The programme was part of the BBC's first-ever talent-spotting week for budding documentary makers, called Picture This. Series producer Peter Symes has been unearthing new talent for years, including Claudia Nye, who went on to direct several Cutting Edge documentaries, Francesca Joseph, who made Driving School and The Matchmaker, and Gillian Lacey, now head of animation at the National Film and Television School. Part of a renewed talent-spotting drive, it is the first time the channel has devoted a week of hourly peak-time slots to its new discoveries.

Paul witnessed the horrors and joys of the media first-hand when he was just seven: his father was one of the Pentonville Five, dockers jailed during a bitter dispute in 1972. "It was amazing to see the power of the media at that young age," he says. "I started watching documentaries and I loved the idea of making them, but I hadn't a clue how to go about it... When you're working class, it's pummelled into your brain that you can't reach out and achieve the bigger things in life."

He left school at 16 to work in the market. His friends were happy with their lives, but he wasn't. His restlessness punches out of every sentence. But in working-class southeast London, his mates just laughed when he said he wanted to make documentaries. "They'd say, yeah, and I wanna be king," he says with a rueful smile.

When he turned 30, Paul handed his market stall over to his brother and took time off work. He was still unemployed when he got married a year later. Eventually, he confided to his wife that he wanted to work in television. She told him that he would only be happy if he tried to fulfil his calling, and that she would support him.

Invigorated, he applied to the National Film School, who told him curtly that he would not gain admission with his qualifications. He ended up at Ravensbourne College in southeast London, where sound and lighting engineers train. Pushiness got him a work placement at the BBC's documentaries division

He was unburdened by the middle-class reserve that frowns on in-your- face contact making. "I used to be a right flash bastard - you had to be in the market, and I suppose I used some of that at work," he says with a grin. You suspect that what saved him from upturned noses was his enthusiasm, his thick skin and his ideas. "I expected them to be a bit snotty, but everyone was really friendly," he says.
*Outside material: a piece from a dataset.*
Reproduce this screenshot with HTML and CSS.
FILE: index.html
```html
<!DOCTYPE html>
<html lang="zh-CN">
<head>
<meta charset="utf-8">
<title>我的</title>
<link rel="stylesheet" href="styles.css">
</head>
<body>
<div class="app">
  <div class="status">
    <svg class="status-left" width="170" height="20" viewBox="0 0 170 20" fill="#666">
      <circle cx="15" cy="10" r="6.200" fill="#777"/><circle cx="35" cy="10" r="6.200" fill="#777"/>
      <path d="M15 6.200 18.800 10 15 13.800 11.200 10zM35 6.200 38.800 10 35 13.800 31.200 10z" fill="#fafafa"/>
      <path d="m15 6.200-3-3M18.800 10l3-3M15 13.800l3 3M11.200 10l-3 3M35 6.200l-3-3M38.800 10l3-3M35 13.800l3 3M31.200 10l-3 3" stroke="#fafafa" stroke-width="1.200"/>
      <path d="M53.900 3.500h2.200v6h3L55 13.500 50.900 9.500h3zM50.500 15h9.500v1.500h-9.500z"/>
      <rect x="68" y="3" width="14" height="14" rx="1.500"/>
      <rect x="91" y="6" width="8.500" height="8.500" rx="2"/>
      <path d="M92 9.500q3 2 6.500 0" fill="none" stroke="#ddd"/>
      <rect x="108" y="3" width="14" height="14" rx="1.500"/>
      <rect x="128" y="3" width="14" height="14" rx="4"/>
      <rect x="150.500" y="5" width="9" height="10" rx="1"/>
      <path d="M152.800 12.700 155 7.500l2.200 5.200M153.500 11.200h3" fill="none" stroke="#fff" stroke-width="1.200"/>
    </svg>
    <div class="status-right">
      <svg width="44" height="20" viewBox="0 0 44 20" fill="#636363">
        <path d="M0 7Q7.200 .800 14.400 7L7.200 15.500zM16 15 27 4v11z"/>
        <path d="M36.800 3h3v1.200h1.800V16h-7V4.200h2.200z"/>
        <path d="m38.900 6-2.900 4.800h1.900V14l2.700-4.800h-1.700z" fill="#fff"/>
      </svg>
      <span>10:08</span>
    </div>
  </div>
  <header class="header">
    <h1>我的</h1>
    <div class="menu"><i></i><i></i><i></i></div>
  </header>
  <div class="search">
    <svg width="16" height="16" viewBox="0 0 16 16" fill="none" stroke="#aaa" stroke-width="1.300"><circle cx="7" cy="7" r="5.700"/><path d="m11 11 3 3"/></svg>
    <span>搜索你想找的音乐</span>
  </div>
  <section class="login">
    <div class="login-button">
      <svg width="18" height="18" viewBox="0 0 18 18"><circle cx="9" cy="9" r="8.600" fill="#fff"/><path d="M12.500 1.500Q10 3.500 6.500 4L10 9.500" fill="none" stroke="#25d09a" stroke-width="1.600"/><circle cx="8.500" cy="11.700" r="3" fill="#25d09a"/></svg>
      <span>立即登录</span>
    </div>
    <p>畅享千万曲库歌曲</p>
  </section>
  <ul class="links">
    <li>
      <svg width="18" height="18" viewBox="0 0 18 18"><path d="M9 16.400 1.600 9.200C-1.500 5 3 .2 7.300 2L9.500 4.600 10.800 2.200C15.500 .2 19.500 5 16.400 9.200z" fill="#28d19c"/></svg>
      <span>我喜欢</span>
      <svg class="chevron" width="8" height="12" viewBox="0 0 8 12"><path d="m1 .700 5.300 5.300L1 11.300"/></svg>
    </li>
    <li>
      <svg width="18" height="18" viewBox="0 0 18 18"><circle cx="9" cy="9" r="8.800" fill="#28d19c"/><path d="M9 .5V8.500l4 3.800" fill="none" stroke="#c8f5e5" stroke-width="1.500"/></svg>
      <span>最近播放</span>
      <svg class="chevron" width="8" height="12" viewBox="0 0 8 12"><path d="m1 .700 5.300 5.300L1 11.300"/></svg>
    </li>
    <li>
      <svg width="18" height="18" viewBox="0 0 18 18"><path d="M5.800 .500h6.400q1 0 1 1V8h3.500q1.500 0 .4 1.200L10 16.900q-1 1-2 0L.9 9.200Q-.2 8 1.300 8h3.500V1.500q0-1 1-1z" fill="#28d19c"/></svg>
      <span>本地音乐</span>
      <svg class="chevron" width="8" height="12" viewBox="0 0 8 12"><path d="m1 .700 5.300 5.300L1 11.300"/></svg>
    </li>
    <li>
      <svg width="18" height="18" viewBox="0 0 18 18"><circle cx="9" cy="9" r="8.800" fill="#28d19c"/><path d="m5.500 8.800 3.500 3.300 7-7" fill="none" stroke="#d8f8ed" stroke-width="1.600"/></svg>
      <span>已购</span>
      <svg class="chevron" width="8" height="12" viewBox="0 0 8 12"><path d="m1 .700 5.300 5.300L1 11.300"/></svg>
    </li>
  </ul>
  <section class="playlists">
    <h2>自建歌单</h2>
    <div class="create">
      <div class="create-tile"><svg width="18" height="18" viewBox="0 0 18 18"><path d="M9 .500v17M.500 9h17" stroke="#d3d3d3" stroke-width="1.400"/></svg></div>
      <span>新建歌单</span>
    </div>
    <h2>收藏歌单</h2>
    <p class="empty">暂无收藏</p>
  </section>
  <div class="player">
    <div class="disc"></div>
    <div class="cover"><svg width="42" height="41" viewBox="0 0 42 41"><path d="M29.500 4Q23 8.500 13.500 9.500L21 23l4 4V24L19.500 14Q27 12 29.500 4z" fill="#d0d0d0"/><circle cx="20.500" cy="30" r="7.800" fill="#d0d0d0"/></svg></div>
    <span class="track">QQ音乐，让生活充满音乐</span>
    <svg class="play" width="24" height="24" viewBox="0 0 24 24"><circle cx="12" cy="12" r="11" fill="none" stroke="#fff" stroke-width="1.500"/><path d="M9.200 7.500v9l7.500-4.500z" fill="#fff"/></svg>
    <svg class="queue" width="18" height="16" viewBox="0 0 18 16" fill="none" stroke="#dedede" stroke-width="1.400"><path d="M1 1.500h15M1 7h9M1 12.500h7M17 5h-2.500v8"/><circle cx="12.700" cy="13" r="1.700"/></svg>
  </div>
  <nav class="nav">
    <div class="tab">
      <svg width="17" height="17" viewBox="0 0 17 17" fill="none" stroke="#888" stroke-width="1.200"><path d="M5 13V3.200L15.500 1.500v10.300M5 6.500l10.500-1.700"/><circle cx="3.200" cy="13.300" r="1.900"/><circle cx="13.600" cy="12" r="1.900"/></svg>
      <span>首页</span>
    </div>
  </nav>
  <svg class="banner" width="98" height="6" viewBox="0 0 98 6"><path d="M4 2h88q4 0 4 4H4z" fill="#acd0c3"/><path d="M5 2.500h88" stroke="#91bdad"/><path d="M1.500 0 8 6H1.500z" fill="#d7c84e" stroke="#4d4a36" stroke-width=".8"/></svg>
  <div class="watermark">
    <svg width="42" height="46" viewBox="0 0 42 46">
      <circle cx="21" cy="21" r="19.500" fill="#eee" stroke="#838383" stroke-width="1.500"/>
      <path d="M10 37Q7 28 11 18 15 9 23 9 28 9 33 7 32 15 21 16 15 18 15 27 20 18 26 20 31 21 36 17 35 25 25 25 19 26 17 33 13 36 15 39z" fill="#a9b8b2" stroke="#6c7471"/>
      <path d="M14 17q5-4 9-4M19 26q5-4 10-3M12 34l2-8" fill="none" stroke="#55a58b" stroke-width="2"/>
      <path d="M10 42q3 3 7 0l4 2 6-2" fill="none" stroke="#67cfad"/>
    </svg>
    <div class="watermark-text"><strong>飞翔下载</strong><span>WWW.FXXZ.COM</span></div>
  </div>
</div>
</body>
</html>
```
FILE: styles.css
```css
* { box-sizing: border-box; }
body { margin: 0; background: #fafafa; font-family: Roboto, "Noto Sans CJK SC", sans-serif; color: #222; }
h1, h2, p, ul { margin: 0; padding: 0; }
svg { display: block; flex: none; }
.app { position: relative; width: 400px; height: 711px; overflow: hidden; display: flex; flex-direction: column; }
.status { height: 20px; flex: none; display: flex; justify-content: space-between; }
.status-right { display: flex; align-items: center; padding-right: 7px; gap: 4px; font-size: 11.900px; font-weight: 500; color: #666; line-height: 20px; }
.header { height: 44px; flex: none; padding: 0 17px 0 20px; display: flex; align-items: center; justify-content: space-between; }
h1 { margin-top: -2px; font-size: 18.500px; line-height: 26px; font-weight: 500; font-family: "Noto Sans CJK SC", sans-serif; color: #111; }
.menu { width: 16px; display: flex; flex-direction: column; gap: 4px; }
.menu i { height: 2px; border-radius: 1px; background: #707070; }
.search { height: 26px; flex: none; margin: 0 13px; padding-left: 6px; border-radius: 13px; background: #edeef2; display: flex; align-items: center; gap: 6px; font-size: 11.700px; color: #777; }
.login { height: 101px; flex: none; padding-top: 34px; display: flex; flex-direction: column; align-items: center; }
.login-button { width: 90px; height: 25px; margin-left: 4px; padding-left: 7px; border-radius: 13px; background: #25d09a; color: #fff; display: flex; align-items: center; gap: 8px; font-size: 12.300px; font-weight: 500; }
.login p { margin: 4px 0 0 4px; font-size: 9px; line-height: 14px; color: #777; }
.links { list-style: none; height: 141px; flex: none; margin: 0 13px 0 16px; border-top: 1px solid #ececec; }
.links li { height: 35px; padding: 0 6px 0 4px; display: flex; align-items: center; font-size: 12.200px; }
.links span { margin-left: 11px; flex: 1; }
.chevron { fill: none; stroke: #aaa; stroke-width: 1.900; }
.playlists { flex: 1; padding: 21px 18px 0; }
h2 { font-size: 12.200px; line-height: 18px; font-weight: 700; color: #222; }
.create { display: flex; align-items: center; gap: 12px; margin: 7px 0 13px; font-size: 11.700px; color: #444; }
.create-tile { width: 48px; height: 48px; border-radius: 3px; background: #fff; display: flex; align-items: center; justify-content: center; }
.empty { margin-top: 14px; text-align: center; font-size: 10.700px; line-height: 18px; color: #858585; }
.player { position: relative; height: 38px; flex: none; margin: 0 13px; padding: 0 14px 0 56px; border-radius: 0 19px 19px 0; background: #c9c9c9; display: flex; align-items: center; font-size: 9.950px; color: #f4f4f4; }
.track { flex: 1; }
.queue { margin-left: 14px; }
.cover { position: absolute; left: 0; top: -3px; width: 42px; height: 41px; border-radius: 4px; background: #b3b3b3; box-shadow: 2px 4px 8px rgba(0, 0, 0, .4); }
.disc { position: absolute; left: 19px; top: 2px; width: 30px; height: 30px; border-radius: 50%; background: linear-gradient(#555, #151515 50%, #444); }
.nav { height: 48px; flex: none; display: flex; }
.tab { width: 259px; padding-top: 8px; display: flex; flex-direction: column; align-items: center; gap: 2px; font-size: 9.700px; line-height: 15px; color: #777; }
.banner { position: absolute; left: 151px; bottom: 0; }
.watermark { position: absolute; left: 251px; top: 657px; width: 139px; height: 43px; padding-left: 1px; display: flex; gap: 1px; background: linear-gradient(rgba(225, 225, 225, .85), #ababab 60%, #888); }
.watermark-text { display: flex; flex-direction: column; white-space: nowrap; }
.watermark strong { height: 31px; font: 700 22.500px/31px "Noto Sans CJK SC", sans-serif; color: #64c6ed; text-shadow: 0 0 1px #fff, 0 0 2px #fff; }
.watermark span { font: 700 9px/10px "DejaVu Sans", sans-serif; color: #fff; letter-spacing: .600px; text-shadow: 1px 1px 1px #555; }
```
The Chernobyl programme was commissioned last year, and in the wake of its success, he is shortly off to Kosovo to make another, again on a BBC commission.

Symes is delighted with his discovery. He says that Merrick is particularly impressive for his organisational and people skills, honed free of charge in the Catford Market school of management.

Making television documentaries without the safety net of contacts assembled through the years must be very difficult. But Paul Merrick knows that he has left Catford Market behind forever.